The suit filed Tuesday against Philip Morris International and British American Tobacco seeks to recuperate losses over the last five years for the treatment of 26 diseases with scientifically proven links to tobacco usage. It is the first of its kind in Latin America.
In a statement, Philip Morris responded by saying: "It is worth noting that for the past 20 years, courts in Brazil have consistently found that tobacco manufacturers are not liable for smoking-related damages given that the sale of cigarettes is a legal, heavily regulated activity and that the health risks of smoking have been well-known for decades."
It said it had not yet been notified of the lawsuit so could not comment on specific allegations. A spokesperson from British American Tobacco said the company was aware of the lawsuit but had not yet been served legal proceedings so couldn't comment.
In the suit, the attorney general's office said Philip Morris International and British American Tobacco and their subsidiaries are responsible for 90% of Brazil's cigarette sales and manufacturing. Brazil's Health Ministry estimates that the country loses the equivalent of $3.5 billion per year due to medical expenses and lost productivity from nicotine addiction.
"Since the profit of this business is sent abroad, it's more than fair that these multinationals pay the burden they are leaving with Brazilian society," said David Bressler, a coordinator from a regional prosecutor's office.

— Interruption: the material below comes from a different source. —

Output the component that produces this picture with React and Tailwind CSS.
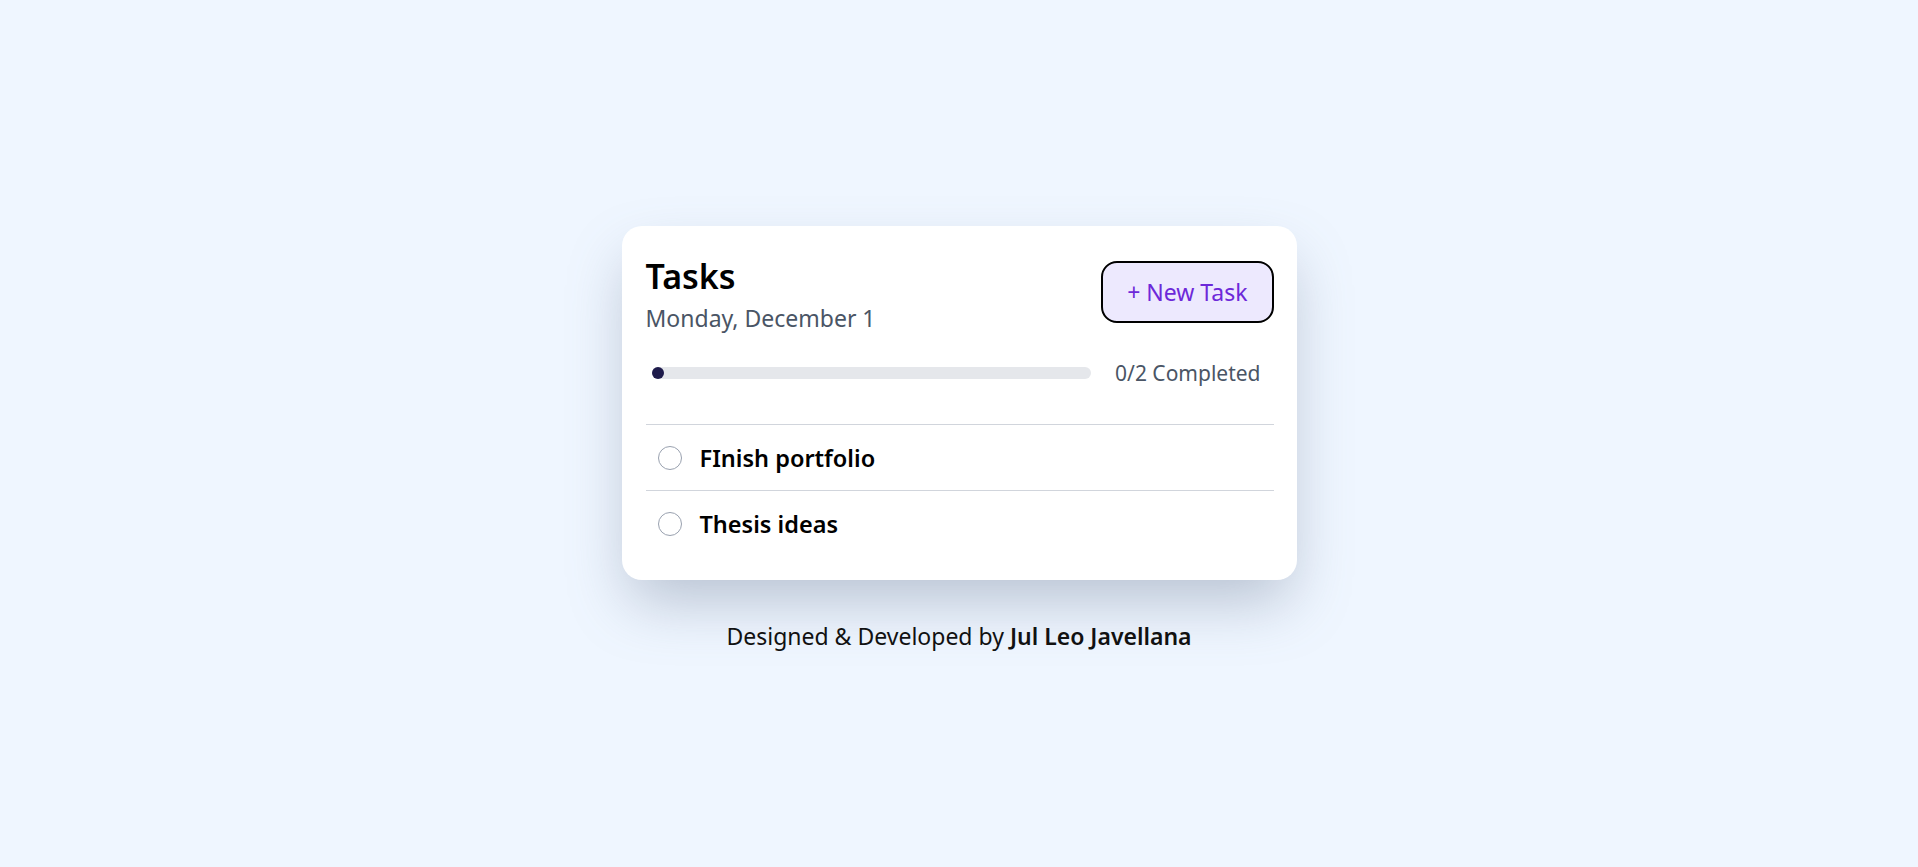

The U.S.-based Campaign for Tobacco-Free Kids called the case "historic" and said that the attorney general's office is "courageously standing up to multinational tobacco companies and seeking just compensation the Brazilian people deserve."
About 428 people die per day in Brazil because of nicotine dependency, and 90% of lung cancer cases in the country are related to smoking tobacco, according to the Health Ministry. Brazil is considered a regional leader in tobacco control.
Smoking is illegal in nearly all enclosed public places, advertisements and promotions for tobacco products are banned, and cigarette packs carry graphic health warnings of cancer-infected lungs and mouths.
A statement from the attorney general's office said the case didn't intend to affect tobacco production in Brazil. "(The lawsuit) doesn't in any way affect domestic tobacco production and Brazil's position as the world's largest exporter of tobacco leaves, as it has been for 26 years," it said, noting that 70% of the country's tobacco production is exported.
Similar lawsuits in the U.S. and Canada have forced tobacco companies to pay billions for health damages.